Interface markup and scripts

<<<<

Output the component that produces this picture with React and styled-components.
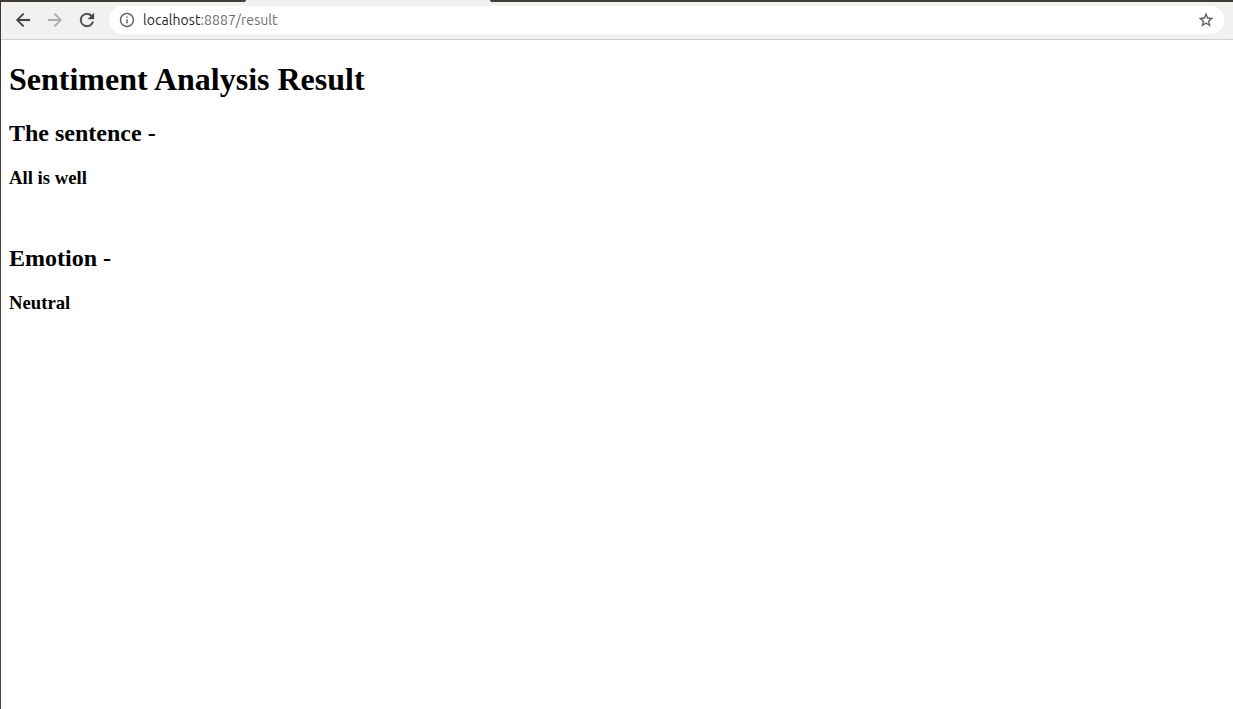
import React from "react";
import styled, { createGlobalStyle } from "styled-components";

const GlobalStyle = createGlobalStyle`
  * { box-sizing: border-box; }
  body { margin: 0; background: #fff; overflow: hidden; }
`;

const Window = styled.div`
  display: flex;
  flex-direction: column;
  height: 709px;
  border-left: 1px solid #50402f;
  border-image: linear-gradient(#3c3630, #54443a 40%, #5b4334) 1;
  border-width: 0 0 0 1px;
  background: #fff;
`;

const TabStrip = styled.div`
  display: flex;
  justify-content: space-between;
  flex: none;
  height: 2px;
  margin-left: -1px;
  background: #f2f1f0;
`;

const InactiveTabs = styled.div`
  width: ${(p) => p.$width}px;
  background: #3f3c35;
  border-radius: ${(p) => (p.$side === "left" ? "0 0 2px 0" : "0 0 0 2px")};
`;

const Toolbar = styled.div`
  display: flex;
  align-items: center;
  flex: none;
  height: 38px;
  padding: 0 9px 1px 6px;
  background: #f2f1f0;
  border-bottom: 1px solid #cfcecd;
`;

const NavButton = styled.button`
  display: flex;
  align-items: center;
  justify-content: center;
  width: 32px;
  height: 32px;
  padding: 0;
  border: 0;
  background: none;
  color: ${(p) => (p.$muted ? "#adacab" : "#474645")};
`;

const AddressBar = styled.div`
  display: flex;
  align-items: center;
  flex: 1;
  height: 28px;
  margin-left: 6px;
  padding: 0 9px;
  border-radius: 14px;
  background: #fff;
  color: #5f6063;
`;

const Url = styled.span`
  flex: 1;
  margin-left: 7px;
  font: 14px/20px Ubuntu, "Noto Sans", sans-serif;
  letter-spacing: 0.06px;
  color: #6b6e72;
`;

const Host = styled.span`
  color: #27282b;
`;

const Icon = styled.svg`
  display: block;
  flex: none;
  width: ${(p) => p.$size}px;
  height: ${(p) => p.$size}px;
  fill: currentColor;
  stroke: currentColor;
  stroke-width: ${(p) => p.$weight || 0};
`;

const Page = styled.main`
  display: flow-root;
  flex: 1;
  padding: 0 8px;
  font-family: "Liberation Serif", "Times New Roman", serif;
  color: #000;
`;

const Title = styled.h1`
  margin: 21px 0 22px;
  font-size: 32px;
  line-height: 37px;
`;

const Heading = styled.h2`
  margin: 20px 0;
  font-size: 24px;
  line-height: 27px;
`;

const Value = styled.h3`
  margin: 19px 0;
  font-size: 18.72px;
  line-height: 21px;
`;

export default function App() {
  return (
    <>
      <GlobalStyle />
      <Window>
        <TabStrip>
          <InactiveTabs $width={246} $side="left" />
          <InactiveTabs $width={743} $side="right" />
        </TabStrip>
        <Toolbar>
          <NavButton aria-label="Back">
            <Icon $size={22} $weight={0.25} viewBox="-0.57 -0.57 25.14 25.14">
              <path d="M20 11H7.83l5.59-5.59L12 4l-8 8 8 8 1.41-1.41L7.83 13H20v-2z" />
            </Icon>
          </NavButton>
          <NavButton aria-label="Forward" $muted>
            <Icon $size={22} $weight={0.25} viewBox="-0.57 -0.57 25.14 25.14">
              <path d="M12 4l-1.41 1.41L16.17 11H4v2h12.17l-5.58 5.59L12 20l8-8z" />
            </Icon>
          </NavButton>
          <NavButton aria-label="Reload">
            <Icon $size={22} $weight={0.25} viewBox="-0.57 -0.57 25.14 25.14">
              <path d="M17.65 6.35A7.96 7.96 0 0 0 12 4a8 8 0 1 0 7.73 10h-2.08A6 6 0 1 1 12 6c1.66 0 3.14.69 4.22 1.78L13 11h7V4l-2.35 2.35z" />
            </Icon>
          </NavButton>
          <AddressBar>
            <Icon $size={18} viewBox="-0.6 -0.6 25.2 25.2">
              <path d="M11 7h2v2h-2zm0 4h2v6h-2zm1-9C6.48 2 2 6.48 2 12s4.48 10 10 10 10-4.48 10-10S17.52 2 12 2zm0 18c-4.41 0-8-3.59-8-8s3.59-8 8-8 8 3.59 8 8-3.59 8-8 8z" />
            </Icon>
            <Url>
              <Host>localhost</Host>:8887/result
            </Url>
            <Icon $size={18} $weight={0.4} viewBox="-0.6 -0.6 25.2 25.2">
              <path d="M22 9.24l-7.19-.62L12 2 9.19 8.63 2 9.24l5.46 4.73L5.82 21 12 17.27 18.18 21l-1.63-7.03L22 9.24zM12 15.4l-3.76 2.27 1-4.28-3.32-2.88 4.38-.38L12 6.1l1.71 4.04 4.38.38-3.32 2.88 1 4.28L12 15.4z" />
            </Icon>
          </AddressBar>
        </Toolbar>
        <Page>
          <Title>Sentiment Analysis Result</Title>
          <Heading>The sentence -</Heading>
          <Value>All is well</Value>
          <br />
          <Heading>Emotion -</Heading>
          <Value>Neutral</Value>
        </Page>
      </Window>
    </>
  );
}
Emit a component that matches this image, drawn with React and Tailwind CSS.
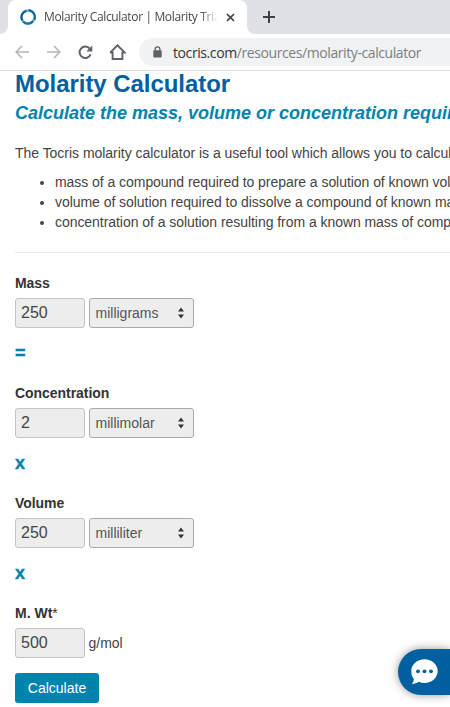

>>>>

GOAL
The records above must be transcribed exactly. Pictures are left out of the copy.

THE RESULT
Output the component that produces this picture with React and styled-components.
import React from "react";
import styled, { createGlobalStyle } from "styled-components";

const GlobalStyle = createGlobalStyle`
  * { box-sizing: border-box; }
  body { margin: 0; background: #fff; overflow: hidden; }
`;

const Window = styled.div`
  display: flex;
  flex-direction: column;
  height: 709px;
  border-left: 1px solid #50402f;
  border-image: linear-gradient(#3c3630, #54443a 40%, #5b4334) 1;
  border-width: 0 0 0 1px;
  background: #fff;
`;

const TabStrip = styled.div`
  display: flex;
  justify-content: space-between;
  flex: none;
  height: 2px;
  margin-left: -1px;
  background: #f2f1f0;
`;

const InactiveTabs = styled.div`
  width: ${(p) => p.$width}px;
  background: #3f3c35;
  border-radius: ${(p) => (p.$side === "left" ? "0 0 2px 0" : "0 0 0 2px")};
`;

const Toolbar = styled.div`
  display: flex;
  align-items: center;
  flex: none;
  height: 38px;
  padding: 0 9px 1px 6px;
  background: #f2f1f0;
  border-bottom: 1px solid #cfcecd;
`;

const NavButton = styled.button`
  display: flex;
  align-items: center;
  justify-content: center;
  width: 32px;
  height: 32px;
  padding: 0;
  border: 0;
  background: none;
  color: ${(p) => (p.$muted ? "#adacab" : "#474645")};
`;

const AddressBar = styled.div`
  display: flex;
  align-items: center;
  flex: 1;
  height: 28px;
  margin-left: 6px;
  padding: 0 9px;
  border-radius: 14px;
  background: #fff;
  color: #5f6063;
`;

const Url = styled.span`
  flex: 1;
  margin-left: 7px;
  font: 14px/20px Ubuntu, "Noto Sans", sans-serif;
  letter-spacing: 0.06px;
  color: #6b6e72;
`;

const Host = styled.span`
  color: #27282b;
`;

const Icon = styled.svg`
  display: block;
  flex: none;
  width: ${(p) => p.$size}px;
  height: ${(p) => p.$size}px;
  fill: currentColor;
  stroke: currentColor;
  stroke-width: ${(p) => p.$weight || 0};
`;

const Page = styled.main`
  display: flow-root;
  flex: 1;
  padding: 0 8px;
  font-family: "Liberation Serif", "Times New Roman", serif;
  color: #000;
`;

const Title = styled.h1`
  margin: 21px 0 22px;
  font-size: 32px;
  line-height: 37px;
`;

const Heading = styled.h2`
  margin: 20px 0;
  font-size: 24px;
  line-height: 27px;
`;

const Value = styled.h3`
  margin: 19px 0;
  font-size: 18.72px;
  line-height: 21px;
`;

export default function App() {
  return (
    <>
      <GlobalStyle />
      <Window>
        <TabStrip>
          <InactiveTabs $width={246} $side="left" />
          <InactiveTabs $width={743} $side="right" />
        </TabStrip>
        <Toolbar>
          <NavButton aria-label="Back">
            <Icon $size={22} $weight={0.25} viewBox="-0.57 -0.57 25.14 25.14">
              <path d="M20 11H7.83l5.59-5.59L12 4l-8 8 8 8 1.41-1.41L7.83 13H20v-2z" />
            </Icon>
          </NavButton>
          <NavButton aria-label="Forward" $muted>
            <Icon $size={22} $weight={0.25} viewBox="-0.57 -0.57 25.14 25.14">
              <path d="M12 4l-1.41 1.41L16.17 11H4v2h12.17l-5.58 5.59L12 20l8-8z" />
            </Icon>
          </NavButton>
          <NavButton aria-label="Reload">
            <Icon $size={22} $weight={0.25} viewBox="-0.57 -0.57 25.14 25.14">
              <path d="M17.65 6.35A7.96 7.96 0 0 0 12 4a8 8 0 1 0 7.73 10h-2.08A6 6 0 1 1 12 6c1.66 0 3.14.69 4.22 1.78L13 11h7V4l-2.35 2.35z" />
            </Icon>
          </NavButton>
          <AddressBar>
            <Icon $size={18} viewBox="-0.6 -0.6 25.2 25.2">
              <path d="M11 7h2v2h-2zm0 4h2v6h-2zm1-9C6.48 2 2 6.48 2 12s4.48 10 10 10 10-4.48 10-10S17.52 2 12 2zm0 18c-4.41 0-8-3.59-8-8s3.59-8 8-8 8 3.59 8 8-3.59 8-8 8z" />
            </Icon>
            <Url>
              <Host>localhost</Host>:8887/result
            </Url>
            <Icon $size={18} $weight={0.4} viewBox="-0.6 -0.6 25.2 25.2">
              <path d="M22 9.24l-7.19-.62L12 2 9.19 8.63 2 9.24l5.46 4.73L5.82 21 12 17.27 18.18 21l-1.63-7.03L22 9.24zM12 15.4l-3.76 2.27 1-4.28-3.32-2.88 4.38-.38L12 6.1l1.71 4.04 4.38.38-3.32 2.88 1 4.28L12 15.4z" />
            </Icon>
          </AddressBar>
        </Toolbar>
        <Page>
          <Title>Sentiment Analysis Result</Title>
          <Heading>The sentence -</Heading>
          <Value>All is well</Value>
          <br />
          <Heading>Emotion -</Heading>
          <Value>Neutral</Value>
        </Page>
      </Window>
    </>
  );
}
Emit a component that matches this image, drawn with React and Tailwind CSS.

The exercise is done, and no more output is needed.